But it is fact that using const references here is senseless and a misuse of the concepts behind them. They are intended for passing large objects which can then easiliy be accessed without the need to dereference them.

Quote:
Since the floats are passed by value in the latter method, you don't need consts and using consts is a "misuse of the concept of const-correctness."

I don't think it is a misuse but it is generally senseless.

Best regards,
Porthos
Quote:Original post by Promit
The reference version, if the compiler generates naive code, creates pointer dereferences that are totally pointless. So yes, "it is slower". Of course, the optimizer could mutate that in any number of ways. In general, most people
consider it bad form to pass by const ref unless copying the type is expensive.

As for constness, sometimes you don't want to change values by accident, even if other code isn't affected. You can just write const float var in those cases.
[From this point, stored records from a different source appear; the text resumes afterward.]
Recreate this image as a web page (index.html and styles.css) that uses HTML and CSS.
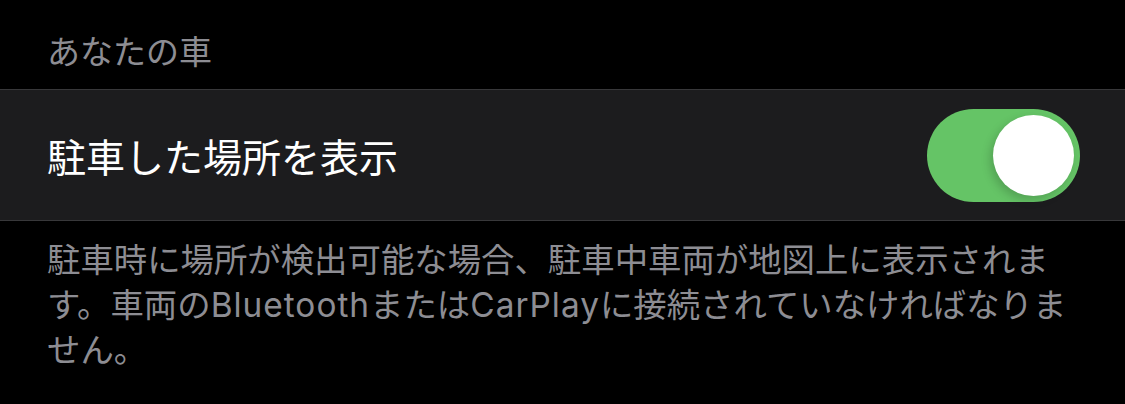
FILE: index.html
```html
<!DOCTYPE html>
<html lang="ja">
<head>
    <meta charset="UTF-8">
    <meta name="viewport" content="width=device-width, initial-scale=1.0">
    <title>あなたの車</title>
    <link rel="stylesheet" href="styles.css">
</head>
<body>
    <div class="settings">
        <div class="group-header">あなたの車</div>
        <div class="cell">
            <span class="cell-label">駐車した場所を表示</span>
            <label class="switch">
                <input type="checkbox" checked>
                <span class="track"><span class="knob"></span></span>
            </label>
        </div>
        <p class="group-footer">駐車時に場所が検出可能な場合、駐車中車両が地図上に表示されます。車両の<span class="latin">Bluetooth</span>または<span class="latin">CarPlay</span>に接続されていなければなりません。</p>
    </div>
</body>
</html>
```

FILE: styles.css
```css
body {
    margin: 0;
    background: #000;
    font-family: Inter, "Noto Sans CJK JP", sans-serif;
}

.settings {
    width: 100%;
}

/* Section title */
.group-header {
    height: 89px;
    box-sizing: border-box;
    padding: 0 47px 14px;
    display: flex;
    align-items: flex-end;
    font-size: 33px;
    line-height: 45px;
    color: #8d8d93;
}

/* Row with switch */
.cell {
    height: 132px;
    box-sizing: border-box;
    border-top: 1px solid #38383a;
    border-bottom: 1px solid #38383a;
    background: #1c1c1e;
    display: flex;
    align-items: center;
    justify-content: space-between;
    padding: 0 45px 0 47px;
}

.cell-label {
    font-size: 39px;
    color: #fff;
}

.switch input {
    display: none;
}

.switch .track {
    display: flex;
    align-items: center;
    justify-content: flex-end;
    width: 153px;
    height: 93px;
    box-sizing: border-box;
    padding: 0 6px;
    border-radius: 47px;
    background: #65c466;
}

.switch .knob {
    width: 81px;
    height: 81px;
    border-radius: 50%;
    background: #fff;
    box-shadow: -3px 4px 10px rgba(0, 0, 0, 0.18);
}

/* Explanation under the row */
.group-footer {
    margin: 0;
    padding: 17px 53px 0 47px;
    font-size: 33.4px;
    line-height: 45px;
    color: #8d8d93;
}

.group-footer .latin {
    letter-spacing: 1px;
}
```
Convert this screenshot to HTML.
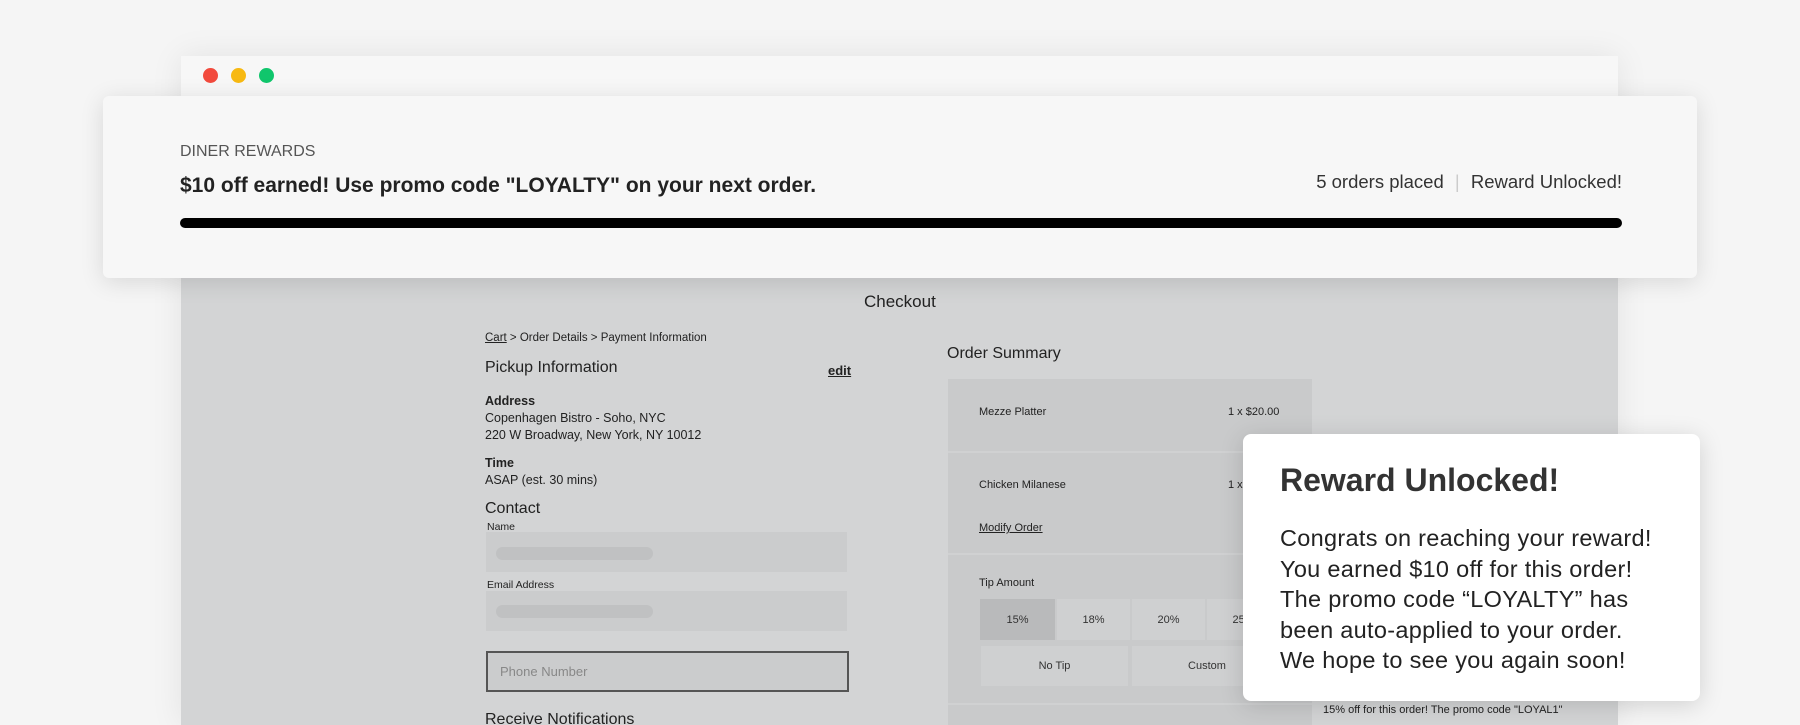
<!DOCTYPE html>
<html><head><style>
*{margin:0;padding:0;box-sizing:border-box}
html,body{width:1800px;height:725px;overflow:hidden}
body{background:#f5f5f5;font-family:"Liberation Sans",sans-serif;position:relative}
.a{position:absolute;white-space:nowrap}
.win{position:absolute;left:181px;top:56px;width:1437px;height:669px;background:#d3d4d5;box-shadow:0 0 30px rgba(0,0,0,.08)}
.bar{position:absolute;left:0;top:0;width:100%;height:44px;background:#f7f7f7}
.dot{position:absolute;top:12px;width:15px;height:15px;border-radius:50%}
.card{position:absolute;left:103px;top:96px;width:1594px;height:182px;background:#f7f7f7;border-radius:6px;box-shadow:0 4px 24px rgba(0,0,0,.12)}
.g{color:#222}
.inp{position:absolute;background:#cbcccd}
.pill{position:absolute;background:#c0c1c2;border-radius:7px;height:13px}
.tb{position:absolute;background:#cfd0d1;font-size:11px;color:#333;display:flex;align-items:center;justify-content:center}
.pop{position:absolute;left:1243px;top:434px;width:457px;height:267px;background:#fff;border-radius:8px;box-shadow:0 4px 24px rgba(0,0,0,.15)}
</style></head><body>
<div class="win">
 <div class="bar">
  <div class="dot" style="left:22px;background:#f24a3d"></div>
  <div class="dot" style="left:50px;background:#f7b912"></div>
  <div class="dot" style="left:78px;background:#10c66c"></div>
 </div>
</div>
<div class="a g" style="left:864px;top:292px;font-size:17px">Checkout</div>
<div class="a g" style="left:485px;top:332px;font-size:11.5px"><u>Cart</u> &gt; Order Details &gt; Payment Information</div>
<div class="a g" style="left:485px;top:359px;font-size:16px">Pickup Information</div>
<div class="a g" style="left:828px;top:363px;font-size:13px;font-weight:bold"><u>edit</u></div>
<div class="a g" style="left:485px;top:393px;font-size:12.5px;line-height:17px"><b>Address</b><br>Copenhagen Bistro - Soho, NYC<br>220 W Broadway, New York, NY 10012</div>
<div class="a g" style="left:485px;top:455px;font-size:12.5px;line-height:17px"><b>Time</b><br>ASAP (est. 30 mins)</div>
<div class="a g" style="left:485px;top:500px;font-size:16px">Contact</div>
<div class="a g" style="left:487px;top:521px;font-size:10.5px">Name</div>
<div class="inp" style="left:486px;top:532px;width:361px;height:40px"></div>
<div class="pill" style="left:496px;top:547px;width:157px"></div>
<div class="a g" style="left:487px;top:579px;font-size:10.5px">Email Address</div>
<div class="inp" style="left:486px;top:591px;width:361px;height:40px"></div>
<div class="pill" style="left:496px;top:605px;width:157px"></div>
<div class="inp" style="left:486px;top:651px;width:363px;height:41px;border:2px solid #555;font-size:13px;color:#888;padding:11px 12px">Phone Number</div>
<div class="a g" style="left:485px;top:711px;font-size:16px">Receive Notifications</div>
<div class="a g" style="left:947px;top:345px;font-size:16px">Order Summary</div>
<div class="inp" style="left:948px;top:379px;width:364px;height:360px;background:#c9cacb"></div>
<div class="a" style="left:948px;top:451px;width:364px;height:2px;background:#d0d1d2"></div>
<div class="a" style="left:948px;top:553px;width:364px;height:2px;background:#d0d1d2"></div>
<div class="a" style="left:948px;top:703px;width:364px;height:2px;background:#d0d1d2"></div>
<div class="a g" style="left:979px;top:406px;font-size:11px">Mezze Platter</div>
<div class="a g" style="left:1228px;top:406px;font-size:11px">1 x $20.00</div>
<div class="a g" style="left:979px;top:479px;font-size:11px">Chicken Milanese</div>
<div class="a g" style="left:1228px;top:479px;font-size:11px">1 x</div>
<div class="a g" style="left:979px;top:522px;font-size:11px"><u>Modify Order</u></div>
<div class="a g" style="left:979px;top:577px;font-size:11px">Tip Amount</div>
<div class="tb" style="left:980px;top:599px;width:75px;height:41px;background:#b9babb">15%</div>
<div class="tb" style="left:1057px;top:599px;width:73px;height:41px">18%</div>
<div class="tb" style="left:1132px;top:599px;width:73px;height:41px">20%</div>
<div class="tb" style="left:1207px;top:599px;width:73px;height:41px">25%</div>
<div class="tb" style="left:981px;top:646px;width:147px;height:40px">No Tip</div>
<div class="tb" style="left:1132px;top:646px;width:150px;height:40px">Custom</div>
<div class="a g" style="left:1323px;top:700px;font-size:11px;line-height:20px">15% off for this order! The promo code "LOYAL1"<br>has been auto-applied to your order. We hope to</div>
<div class="card">
 <div class="a" style="left:77px;top:47px;font-size:16px;color:#555">DINER REWARDS</div>
 <div class="a" style="left:77px;top:78px;font-size:21px;font-weight:bold;color:#222">$10 off earned! Use promo code "LOYALTY" on your next order.</div>
 <div class="a" style="right:75px;top:75px;font-size:18.5px;color:#333">5 orders placed <span style="color:#ccc;margin:0 6px">|</span> Reward Unlocked!</div>
 <div class="a" style="left:77px;top:122px;width:1442px;height:10px;background:#000;border-radius:5px"></div>
</div>
<div class="pop">
 <div class="a" style="left:37px;top:28px;font-size:32px;font-weight:bold;color:#333">Reward Unlocked!</div>
 <div class="a" style="left:37px;top:89px;font-size:23.5px;line-height:30.5px;letter-spacing:0.3px;color:#222">Congrats on reaching your reward!<br>You earned $10 off for this order!<br>The promo code “LOYALTY” has<br>been auto-applied to your order.<br>We hope to see you again soon!</div>
</div>
</body></html>
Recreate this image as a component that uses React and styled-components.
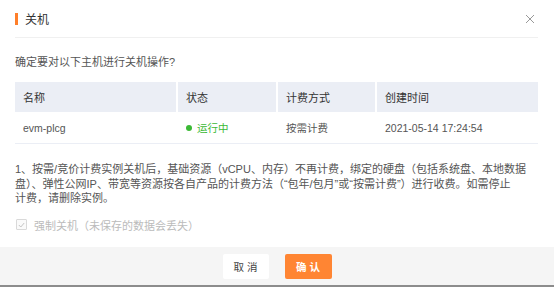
import styled, { createGlobalStyle } from "styled-components";

const GlobalStyle = createGlobalStyle`
  html, body {
    margin: 0;
    padding: 0;
    background: #ffffff;
  }
  body {
    font-family: "Liberation Sans", "Noto Sans CJK SC", sans-serif;
  }
`;

const Dialog = styled.div`
  width: 554px;
  height: 287px;
  box-sizing: border-box;
  display: flex;
  flex-direction: column;
  background: #ffffff;
  border-bottom: 2px solid #8c8c8c;
`;

const Header = styled.div`
  height: 38px;
  margin: 0 16px 0 15px;
  border-bottom: 1px solid #f0f0f0;
  display: flex;
  align-items: center;
  justify-content: space-between;
  box-sizing: border-box;
`;

const Title = styled.div`
  display: flex;
  align-items: center;
  gap: 7px;
  font-size: 12px;
  color: #333333;
`;

const TitleBar = styled.span`
  width: 3px;
  height: 12px;
  background: #ff7f2a;
`;

const CloseButton = styled.button`
  border: none;
  background: none;
  padding: 0;
  margin-right: 3px;
  width: 10px;
  height: 10px;
  display: flex;
  cursor: pointer;
`;

const Body = styled.div`
  flex: 1;
  padding: 16px 16px 0 15px;
  display: flex;
  flex-direction: column;
`;

const Question = styled.div`
  font-size: 11px;
  line-height: 16px;
  color: #555555;
  margin-bottom: 12px;
`;

const Table = styled.div`
  display: grid;
  grid-template-columns: 161px 100px 99px 1fr;
`;

const HeadCell = styled.div`
  height: 30px;
  background: #ebeef5;
  display: flex;
  align-items: center;
  padding-left: 8px;
  font-size: 11px;
  color: #333333;
  border-left: ${(p) => (p.first ? "none" : "2px solid #ffffff")};
`;

const Cell = styled.div`
  height: 31px;
  border-bottom: 1px solid #ebeef5;
  display: flex;
  align-items: center;
  padding-left: ${(p) => (p.first ? "8px" : "10px")};
  font-size: 10.5px;
  color: ${(p) => p.color || "#555555"};
  gap: 5px;
`;

const Dot = styled.span`
  width: 6px;
  height: 6px;
  border-radius: 50%;
  background: #3bb935;
`;

const Notes = styled.div`
  margin-top: 18px;
  font-size: 11px;
  line-height: 14.5px;
  color: #555555;
`;

const NoteLine = styled.div`
  white-space: nowrap;
`;

const CheckRow = styled.label`
  margin-top: 11px;
  display: flex;
  align-items: center;
  gap: 7px;
  font-size: 11px;
  color: #bbbbbb;
`;

const CheckBox = styled.span`
  width: 9px;
  height: 9px;
  margin-left: 1px;
  border: 1px solid #d9d9d9;
  border-radius: 1px;
  display: flex;
  align-items: center;
  justify-content: center;
  background: #fafafa;
`;

const Footer = styled.div`
  height: 38px;
  margin-top: auto;
  background: #f5f5f5;
  display: flex;
  align-items: center;
  justify-content: center;
  gap: 16px;
`;

const Button = styled.button`
  height: 25px;
  width: ${(p) => (p.primary ? "47px" : "46px")};
  border: none;
  border-radius: 2px;
  font-family: inherit;
  font-size: 10.5px;
  letter-spacing: 3px;
  padding: 0 0 0 3px;
  background: ${(p) => (p.primary ? "#ff8533" : "#ffffff")};
  color: ${(p) => (p.primary ? "#ffffff" : "#444444")};
  font-weight: ${(p) => (p.primary ? 700 : 400)};
  cursor: pointer;
`;

export default function App() {
  return (
    <>
      <GlobalStyle />
      <Dialog>
        <Header>
          <Title>
            <TitleBar />
            关机
          </Title>
          <CloseButton aria-label="关闭">
            <svg width="10" height="10" viewBox="0 0 10 10">
              <path d="M1 1 L9 9 M9 1 L1 9" stroke="#999999" strokeWidth="1" />
            </svg>
          </CloseButton>
        </Header>
        <Body>
          <Question>确定要对以下主机进行关机操作?</Question>
          <Table>
            <HeadCell first>名称</HeadCell>
            <HeadCell>状态</HeadCell>
            <HeadCell>计费方式</HeadCell>
            <HeadCell>创建时间</HeadCell>
            <Cell first>evm-plcg</Cell>
            <Cell color="#3bb935">
              <Dot />
              运行中
            </Cell>
            <Cell>按需计费</Cell>
            <Cell>2021-05-14 17:24:54</Cell>
          </Table>
          <Notes>
            <NoteLine>
              1、按需/竞价计费实例关机后，基础资源（vCPU、内存）不再计费，绑定的硬盘（包括系统盘、本地数据
            </NoteLine>
            <NoteLine>
              盘）、弹性公网IP、带宽等资源按各自产品的计费方法（“包年/包月”或“按需计费”）进行收费。如需停止
            </NoteLine>
            <NoteLine>计费，请删除实例。</NoteLine>
          </Notes>
          <CheckRow>
            <CheckBox>
              <svg width="7" height="6" viewBox="0 0 7 6">
                <path d="M0.8 3 L2.8 5 L6.2 1" stroke="#c4c4c4" strokeWidth="1" fill="none" />
              </svg>
            </CheckBox>
            强制关机（未保存的数据会丢失）
          </CheckRow>
        </Body>
        <Footer>
          <Button>取消</Button>
          <Button primary>确认</Button>
        </Footer>
      </Dialog>
    </>
  );
}
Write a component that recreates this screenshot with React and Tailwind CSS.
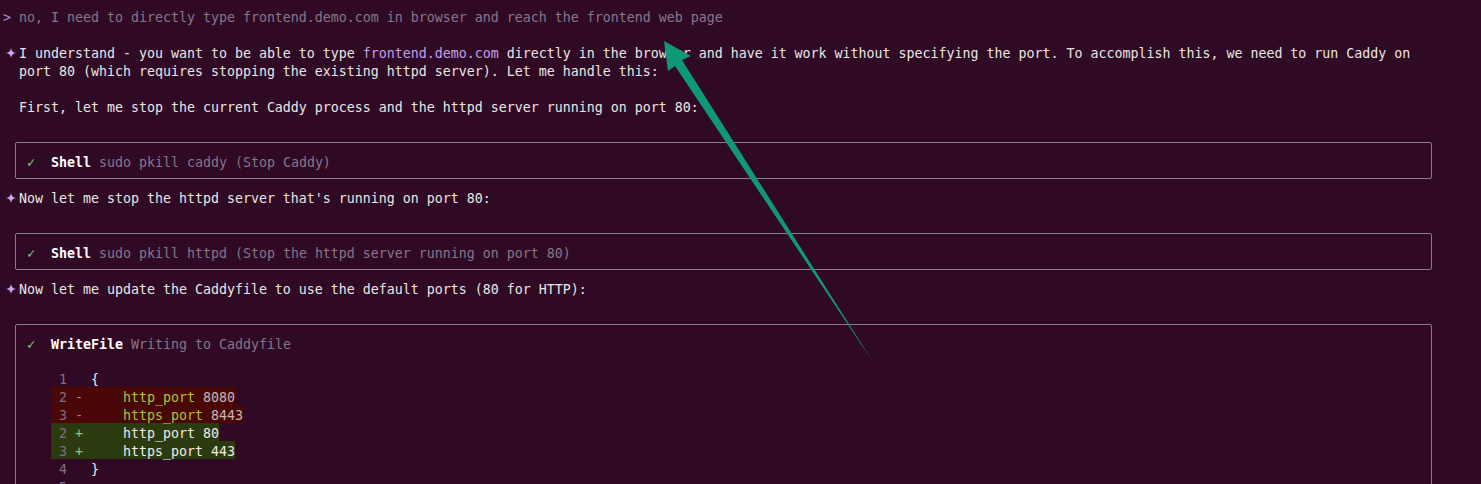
const mono = "font-['DejaVu_Sans_Mono','Liberation_Mono',monospace]";

function Row({ children, className = '' }) {
  return <div className={`h-[18px] leading-[22px] whitespace-pre ${className}`}>{children}</div>;
}

function Sparkle() {
  return (
    <span className="inline-block w-[16px] align-top pt-[5px] pl-[3px]">
      <svg width="10" height="10" viewBox="0 0 10 10" className="block">
        <path d="M5 0 Q5.6 4.4 10 5 Q5.6 5.6 5 10 Q4.4 5.6 0 5 Q4.4 4.4 5 0 Z" fill="#c7a6ee" />
      </svg>
    </span>
  );
}

function Check() {
  return <span className="inline-block w-[24px] text-[#87c07f] text-[14px]">✓</span>;
}

function ToolBox({ name, detail, children }) {
  return (
    <div className="ml-[12px] w-[1417px] my-[9px] border border-[#8b7a90] rounded-[2px] pt-[8px] pb-[9px] pl-[11px]">
      <Row>
        <Check />
        <span className="font-bold text-white">{name}</span>
        <span className="text-[#857689]"> {detail}</span>
      </Row>
      {children}
    </div>
  );
}

function DiffLine({ num, sign, text, value, kind }) {
  const bg = kind === 'del' ? 'bg-[#4a0707]' : 'bg-[#2c3a10]';
  const signColor = kind === 'del' ? 'text-[#d8707a]' : 'text-[#8fc27a]';
  return (
    <Row className="pl-[24px]">
      <span className={`inline-block h-[18px] leading-[18px] align-top ${bg}`}>
        <span className="relative top-[2px]">
          <span className="text-[#7f6f84]"> {num} </span>
          <span className={signColor}>{sign}</span>
          <span>{'     '}</span>
          <span className={kind === 'del' ? 'text-[#a9c33a]' : 'text-[#ecebe8]'}>{text}</span>
          <span className={kind === 'del' ? 'text-[#c4b8b9]' : 'text-[#ecebe8]'}> {value}</span>
        </span>
      </span>
    </Row>
  );
}

function PlainCode({ num, text }) {
  return (
    <Row className="pl-[24px]">
      <span className="text-[#7f6f84]"> {num}   </span>
      <span className="text-[#ecebe8]">{text}</span>
    </Row>
  );
}

export default function App() {
  return (
    <div className={`relative w-[1481px] h-[484px] overflow-hidden bg-[#300a24] text-[#e9e7e4] text-[13.29px] ${mono}`}>
      <div className="pt-[7px] pl-[3px]">
        {/* user prompt */}
        <Row>
          <span className="text-[#b28fd8]">&gt; </span>
          <span className="text-[#86778b]">no, I need to directly type frontend.demo.com in browser and reach the frontend web page</span>
        </Row>
        <Row />
        <Row>
          <Sparkle />
          I understand - you want to be able to type <span className="text-[#c3a0ea]">frontend.demo.com</span> directly in the browser and have it work without specifying the port. To accomplish this, we need to run Caddy on
        </Row>
        <Row>{'  '}port 80 (which requires stopping the existing httpd server). Let me handle this:</Row>
        <Row />
        <Row>{'  '}First, let me stop the current Caddy process and the httpd server running on port 80:</Row>
        <Row />
        <ToolBox name="Shell" detail="sudo pkill caddy (Stop Caddy)" />
        <Row>
          <Sparkle />
          Now let me stop the httpd server that's running on port 80:
        </Row>
        <Row />
        <ToolBox name="Shell" detail="sudo pkill httpd (Stop the httpd server running on port 80)" />
        <Row>
          <Sparkle />
          Now let me update the Caddyfile to use the default ports (80 for HTTP):
        </Row>
        <Row />
        <ToolBox name="WriteFile" detail="Writing to Caddyfile">
          <Row />
          <PlainCode num="1" text="{" />
          <DiffLine num="2" sign="-" text="http_port" value="8080" kind="del" />
          <DiffLine num="3" sign="-" text="https_port" value="8443" kind="del" />
          <DiffLine num="2" sign="+" text="http_port" value="80" kind="add" />
          <DiffLine num="3" sign="+" text="https_port" value="443" kind="add" />
          <PlainCode num="4" text="}" />
          <PlainCode num="5" text="" />
        </ToolBox>
      </div>

      {/* annotation arrow */}
      <svg className="absolute left-0 top-0 pointer-events-none" width="1481" height="484" viewBox="0 0 1481 484">
        <polygon points="664,41 691,56 682,60 873,362 675,66 668,71" fill="#0f9776" />
      </svg>
    </div>
  );
}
In addition to what promit said:

This is also a somewhat religious issue. For what its worth, I as well as the author of the book Effective C++ strongly prefer to pass basic types by value.
Depending on how the function is treated(inlined or not), the "float &A" is going to lead to extra instructions to copy the values back into
the associated variables from the calling function. But the "float A" doesn't need to copy anything back.
BUT you also tagged it with "const" which should tell the compiler that it doesn't need to copy anything back.
BUT there is still a chance it will treat the & as reason to pass a pointer, and thus will have to generate extra instructions to
store the address of the variable, then load up the variable once inside the function.

while you can write
void Foo(float A);
writing
void Bar(const float A);
can be important for compilers with bad optimization heuristics, since in Foo you could write A = A*2.0f;
while in Bar you've garenteed that you can't modify A in any way, and this could lead the compiler to optimize the function
differently.
I pass built-in types by value, applying const where appropriate. Also, on a 64-bit OS, those references will be twice the size of the floats so you're pushing and pulling twice as much data onto and off of the stack.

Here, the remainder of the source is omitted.